The M/o/Vfuscator (short 'o', sounds like "mobfuscator") compiles programs into "mov" instructions, and only "mov" instructions. Arithmetic, comparisons, jumps, function calls, and everything else a program needs are all performed through mov operations; there is no self-modifying code, no transport-triggered calculation, and no other form of non-mov cheating.

The basic effects of the process can be seen in overview, which illustates compiling a simple prime number function with gcc and the M/o/Vfuscator.

Assembly:

GCC M/o/Vfuscator
gcc asm mov asm

Control flow graphs:

GCC M/o/Vfuscator
gcc CFG mov CFG

In action:

movcc prime.c -o prime
demo_mov

Of course, as a complete C compiler, it is not limited to simple programs:

movcc nibbles.c -o nibbles -lncurses
demo_nibbles

The compiler currently targets the C programming language and x86 processor architecture, but is easily adaptable to other languages and architectures.

Building

The M/o/Vfuscator uses LCC as the compiler frontend.
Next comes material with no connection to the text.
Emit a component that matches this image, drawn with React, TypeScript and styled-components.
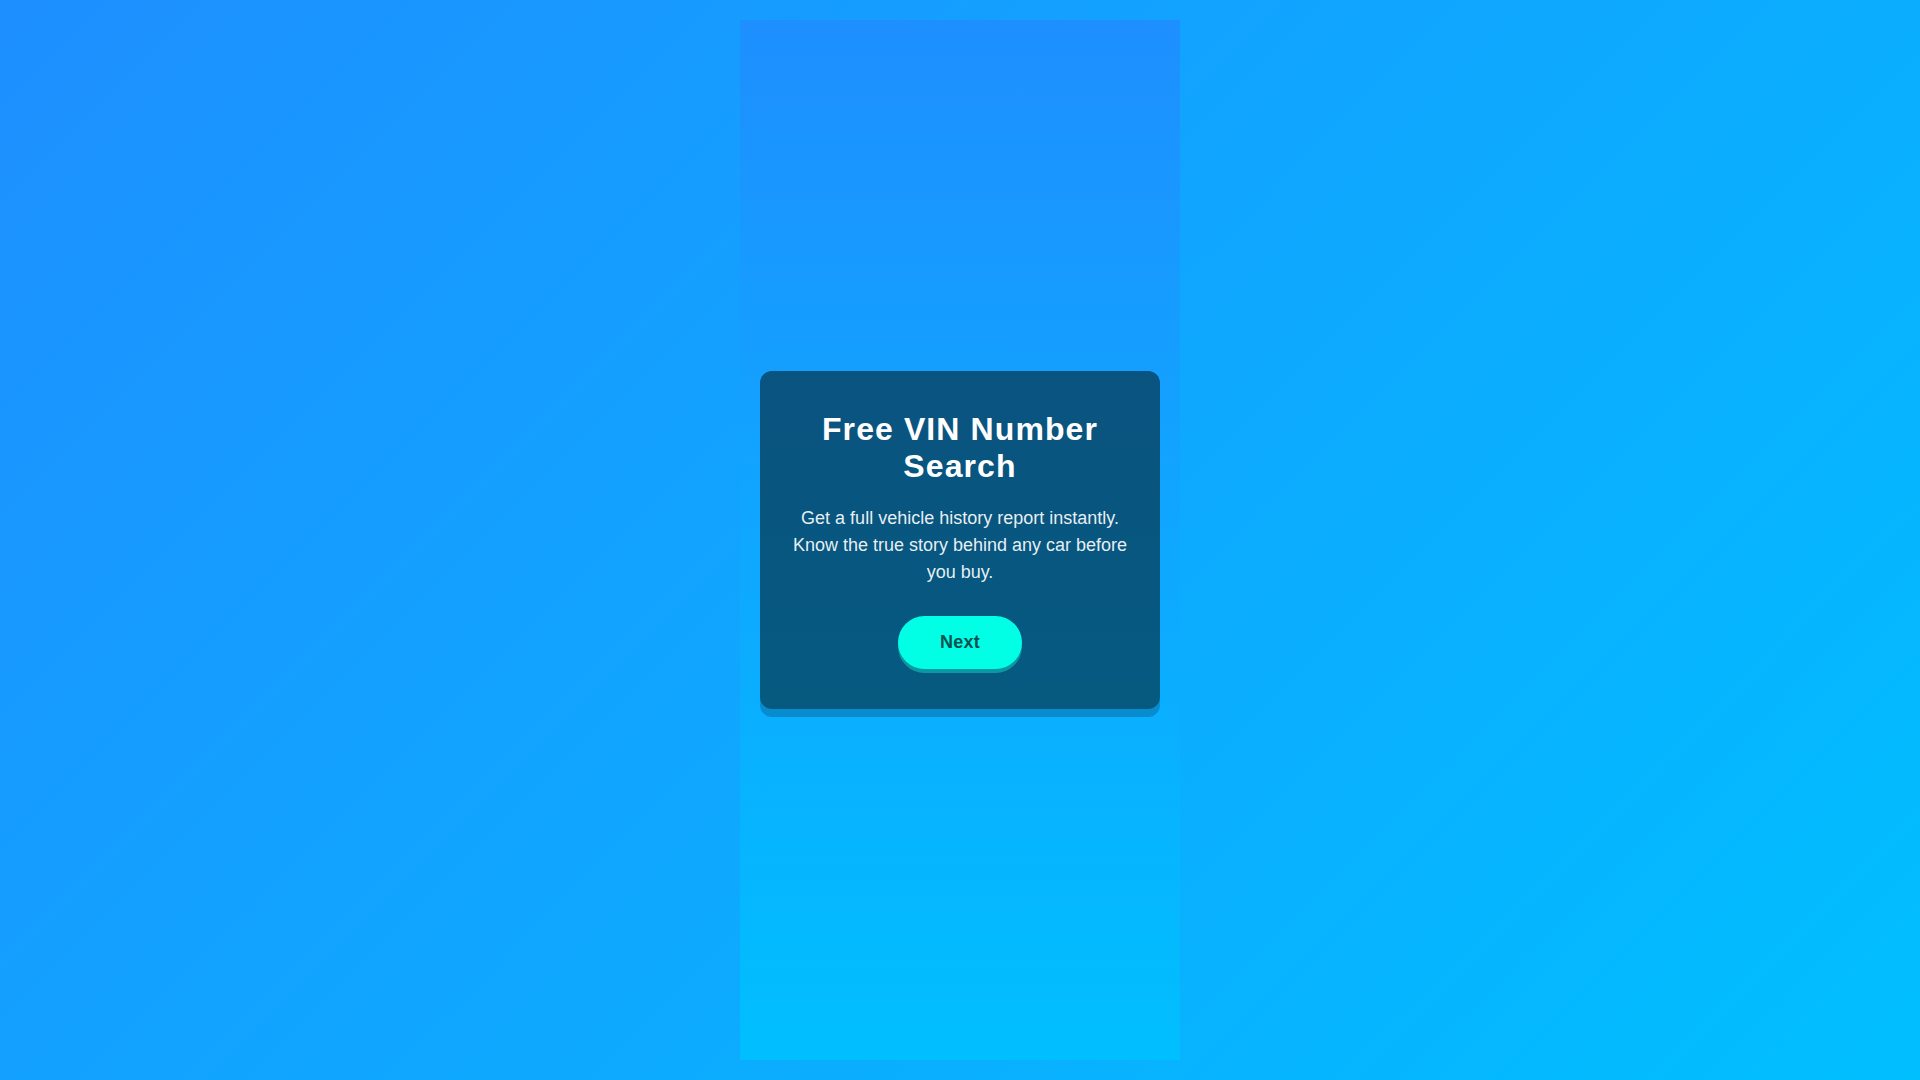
import React from "react";
import styled, { createGlobalStyle } from "styled-components";

const GlobalStyle = createGlobalStyle`
  html, body {
    margin: 0;
    padding: 0;
  }
  body {
    min-height: 100vh;
    font-family: "Liberation Sans", Arial, sans-serif;
    background: linear-gradient(135deg, #1e8fff 0%, #00bfff 100%);
    background-attachment: fixed;
  }
  * {
    box-sizing: border-box;
  }
`;

const Page = styled.div`
  display: flex;
  justify-content: center;
  padding: 20px;
  min-height: 100vh;
`;

const Column = styled.main`
  display: flex;
  align-items: center;
  justify-content: center;
  width: 100%;
  max-width: 440px;
  min-height: calc(100vh - 40px);
  padding: 0 20px;
  background: linear-gradient(180deg, #1e8fff 0%, #00bfff 100%);
`;

const Card = styled.section`
  width: 100%;
  padding: 40px 30px;
  border-radius: 12px;
  background: rgba(3, 33, 43, 0.6);
  box-shadow: 0 8px 0 rgba(10, 110, 170, 0.55);
  text-align: center;
`;

const Title = styled.h1`
  margin: 0 0 20px;
  font-size: 32px;
  font-weight: 700;
  line-height: 1.15;
  letter-spacing: 1.1px;
  color: #ffffff;
`;

const Description = styled.p`
  margin: 0 0 30px;
  font-size: 18px;
  line-height: 1.5;
  color: rgba(255, 255, 255, 0.92);
`;

const NextButton = styled.button`
  padding: 16px 42px;
  border: none;
  border-radius: 999px;
  background: #00ffe4;
  color: #064f52;
  font-family: "Liberation Sans", Arial, sans-serif;
  font-size: 18px;
  font-weight: 700;
  line-height: 1.15;
  letter-spacing: 0.3px;
  box-shadow: 0 4px 0 #0a98a2;
  cursor: pointer;
`;

export default function App() {
  return (
    <>
      <GlobalStyle />
      <Page>
        <Column>
          <Card>
            <Title>Free VIN Number Search</Title>
            <Description>
              Get a full vehicle history report instantly. Know the true story
              behind any car before you buy.
            </Description>
            <NextButton type="button">Next</NextButton>
          </Card>
        </Column>
      </Page>
    </>
  );
}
The included build script will automatically download LCC, configure it for the mov backend, and build the M/o/Vfuscator tool.
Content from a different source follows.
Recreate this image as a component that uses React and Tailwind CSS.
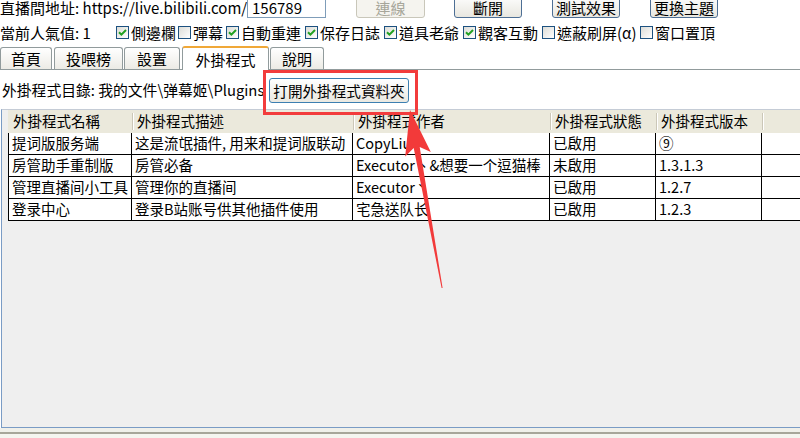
import React from "react";

const Check = ({ on }) => (
  <span className="relative inline-flex h-[13px] w-[13px] shrink-0 items-center justify-center border border-[#1c5180] bg-linear-to-br from-[#dcdcd7] to-white">
    {on && (
      <svg width="9" height="9" viewBox="0 0 9 9" className="block">
        <path d="M1 4.2 L3.4 6.6 L8 2" fill="none" stroke="#21a121" strokeWidth="2" />
      </svg>
    )}
  </span>
);

const CB = ({ on, label, w }) => (
  <div className={`flex items-center gap-[2px] ${w}`}>
    <Check on={on} />
    <span className="whitespace-nowrap">{label}</span>
  </div>
);

const Tab = ({ label, w, sel }) =>
  sel ? (
    <div className={`${w} relative z-10 -mb-px flex h-[24px] items-center justify-center rounded-t-[3px] border-x border-t-2 border-x-[#919b9c] border-t-[#f0a838] bg-white`}>
      {label}
    </div>
  ) : (
    <div className={`${w} flex h-[22px] items-center justify-center rounded-t-[3px] border border-b-0 border-[#919b9c] bg-linear-to-b from-white to-[#ecebe5]`}>
      {label}
    </div>
  );

const cols = ["w-[124px]", "w-[221px]", "w-[197px]", "w-[106px]", "w-[106px]", "flex-1"];
const headers = ["外掛程式名稱", "外掛程式描述", "外掛程式作者", "外掛程式狀態", "外掛程式版本", ""];
const rows = [
  ["提词版服务端", "这是流氓插件, 用来和提词版联动", "CopyLiu", "已啟用", "⑨", ""],
  ["房管助手重制版", "房管必备", "Executor丶&想要一个逗猫棒", "未啟用", "1.3.1.3", ""],
  ["管理直播间小工具", "管理你的直播间", "Executor丶", "已啟用", "1.2.7", ""],
  ["登录中心", "登录B站账号供其他插件使用", "宅急送队长", "已啟用", "1.2.3", ""],
];

export default function App() {
  return (
    <div className="relative h-[438px] w-[800px] overflow-hidden bg-white font-['Noto_Sans_CJK_TC','Noto_Sans_CJK_SC',sans-serif] text-[14.5px] leading-none text-black">
      {/* row 1 */}
      <div className="-mt-[6px] flex h-[24px] items-center">
        <div className="w-[247px] whitespace-nowrap pt-[2px] text-[15px]">直播間地址: https://live.bilibili.com/</div>
        <div className="flex h-[23px] w-[79px] items-center border border-[#7f9db9] bg-white pl-[4px] pt-[2px] text-[15px]">156789</div>
        <button className="ml-[30px] flex h-[24px] w-[69px] items-center justify-center rounded-[3px] border border-[#c9c7ba] bg-[#f5f4ef] pt-[2px] text-[15px] text-[#a7a69a]">連線</button>
        <button className="ml-[29px] flex h-[24px] w-[68px] items-center justify-center rounded-[3px] border border-[#4d6f95] bg-linear-to-b from-white to-[#e8e7e0] pt-[2px] text-[15px]">斷開</button>
        <button className="ml-[30px] flex h-[24px] w-[68px] items-center justify-center rounded-[3px] border border-[#4d6f95] bg-linear-to-b from-white to-[#e8e7e0] pt-[2px] text-[15px]">測試效果</button>
        <button className="ml-[30px] flex h-[24px] w-[68px] items-center justify-center rounded-[3px] border border-[#4d6f95] bg-linear-to-b from-white to-[#e8e7e0] pt-[2px] text-[15px]">更換主題</button>
      </div>

      {/* row 2 */}
      <div className="flex h-[27px] items-center pt-[2px] text-[15px]">
        <div className="w-[116px] whitespace-nowrap">當前人氣值: 1</div>
        <CB on label="側邊欄" w="w-[62px]" />
        <CB label="彈幕" w="w-[48px]" />
        <CB on label="自動重連" w="w-[79px]" />
        <CB on label="保存日誌" w="w-[79px]" />
        <CB on label="道具老爺" w="w-[79px]" />
        <CB on label="觀客互動" w="w-[79px]" />
        <CB label="遮蔽刷屏(α)" w="w-[98px]" />
        <CB label="窗口置頂" w="w-[90px]" />
      </div>

      {/* tabs */}
      <div className="flex h-[24px] items-end gap-[2px] text-[15px]">
        <Tab label="首頁" w="w-[52px]" />
        <Tab label="投喂榜" w="w-[69px]" />
        <div className="-ml-px"><Tab label="設置" w="w-[56px]" /></div>
        <Tab label="外掛程式" w="w-[87px]" sel />
        <div className="-ml-px"><Tab label="說明" w="w-[54px]" /></div>
      </div>

      {/* panel */}
      <div className="border-t border-[#919b9c]">
        <div className="flex h-[39px] items-center bg-white pt-[2px]">
          <div className="w-[269px] whitespace-nowrap pl-[2px] text-[14.8px]">外掛程式目錄: 我的文件\弹幕姬\Plugins</div>
          <button className="flex h-[25px] w-[140px] items-center justify-center rounded-[3px] border border-[#3c7fb1] bg-linear-to-b from-white to-[#e9e8e1] pt-[1px] text-[14.6px]">打開外掛程式資料夾</button>
        </div>

        <div className="ml-[1px] flex h-[319px] flex-col border-b border-l border-t border-[#7a9cc5] border-t-[#c5ccd6] bg-[#efefef] pl-[6px]">
          <div className="flex h-[23px] bg-[#ebe9dc]">
            {headers.map((h, i) => (
              <div key={i} className={`${cols[i]} flex items-center justify-between pl-[5px]`}>
                <span className="whitespace-nowrap">{h}</span>
                {i < 5 && (
                  <span className="-mr-[2px] flex h-[17px]">
                    <span className="w-px bg-[#cbc7b8]" />
                    <span className="w-px bg-white" />
                  </span>
                )}
              </div>
            ))}
          </div>
          <div className="border-l border-black">
            {rows.map((r, ri) => (
              <div key={ri} className="flex h-[22px] border-b border-black bg-white">
                {r.map((c, i) => (
                  <div key={i} className={`${cols[i]} flex items-center whitespace-nowrap ${i === 0 ? "pl-[4px]" : "pl-[3px]"} ${i < 5 ? "border-r border-black" : ""} ${i === 0 ? "-ml-px" : ""}`}>
                    {c}
                  </div>
                ))}
              </div>
            ))}
          </div>
        </div>
        <div className="h-[4px] bg-[#f0f0ea]" />
        <div className="h-[2px] bg-[#a7a69a]" />
        <div className="h-[10px] bg-[#f5f5f0]" />
      </div>

      {/* annotation: red box */}
      <div className="pointer-events-none absolute left-[263px] top-[70px] h-[45px] w-[155px] border-[3px] border-[#f23c3c]" />
      {/* annotation: arrow */}
      <svg className="pointer-events-none absolute left-0 top-0" width="800" height="438" viewBox="0 0 800 438">
        <polygon
          points="410,110 430.8,152 419.7,146.9 442.6,288 441.6,288 413.7,147.9 405.2,156.6"
          fill="#f23a3a"
        />
      </svg>
    </div>
  );
}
If you are building on a 64 bit system, ensure that you have a 32 bit libc available (for example, 'apt-get install libc6-dev-i386' or 'yum install glibc-devel.i686').

git clone https://github.com/xoreaxeaxeax/movfuscator
cd movfuscator
./build.sh
sudo ./install.sh

If you have trouble building LCC, you can get more details on the LCC build process at: http://drh.github.io/lcc/current/doc/install.html

Testing

Check that the build was successful with the check script. This will automatically download an open source AES implementation, compile it to mov instructions, objdump the result, and run the program.

./check.sh

Usage

Compile programs as you would with any traditional C compiler:

movcc example.c -o example

Flags

Flags are passed to the compiler proper via -Wfflag, e.g. -Wf--no-mov-id

--mov-id
  Add reference instructions for each basic block to assist debugging.

--no-mov-id
  Do not add reference instructions.  This is the default.

--mov-flow
  Use mov instructions in implementing control flow.  This is the default.

--no-mov-flow
  Use jmp instructions in implementing control flow.  This will substantially
  speed up execution in larger projects.

--mov-extern
  Use mov instructions to implement external function calls.  This is the
  default.

--no-mov-extern
  Use jmp instructions to implement external function calls.  This is useful for
  debugging.

--mov-loop
  Use mov instructions to implement the primary execution loop.  This is the
  default.

--no-mov-loop
  Use jmp instructions to implement the primary execution loop.  This is useful
  for debugging.

--crt0
  Build the M/o/Vfuscator crt0 library (_start routines).

--crtf
  Build the M/o/Vfuscator crtf library (primary execution loop routines).

--crtd
  Build the M/o/Vfuscator crtd library (data tables).

--crt
  Same as --crt0 --crtf --crtd.

Floats

  • The M/o/Vfuscator contains a complete mov-only floating point emulator. Since it is approximately 500,000 instructions, you must explicitly link to it if you need it. Use the smaller softfloat32.o if you only use floats, softfloat64.o if you need floats and doubles, and softfloatfull.o for a full IEEE floating point emulator.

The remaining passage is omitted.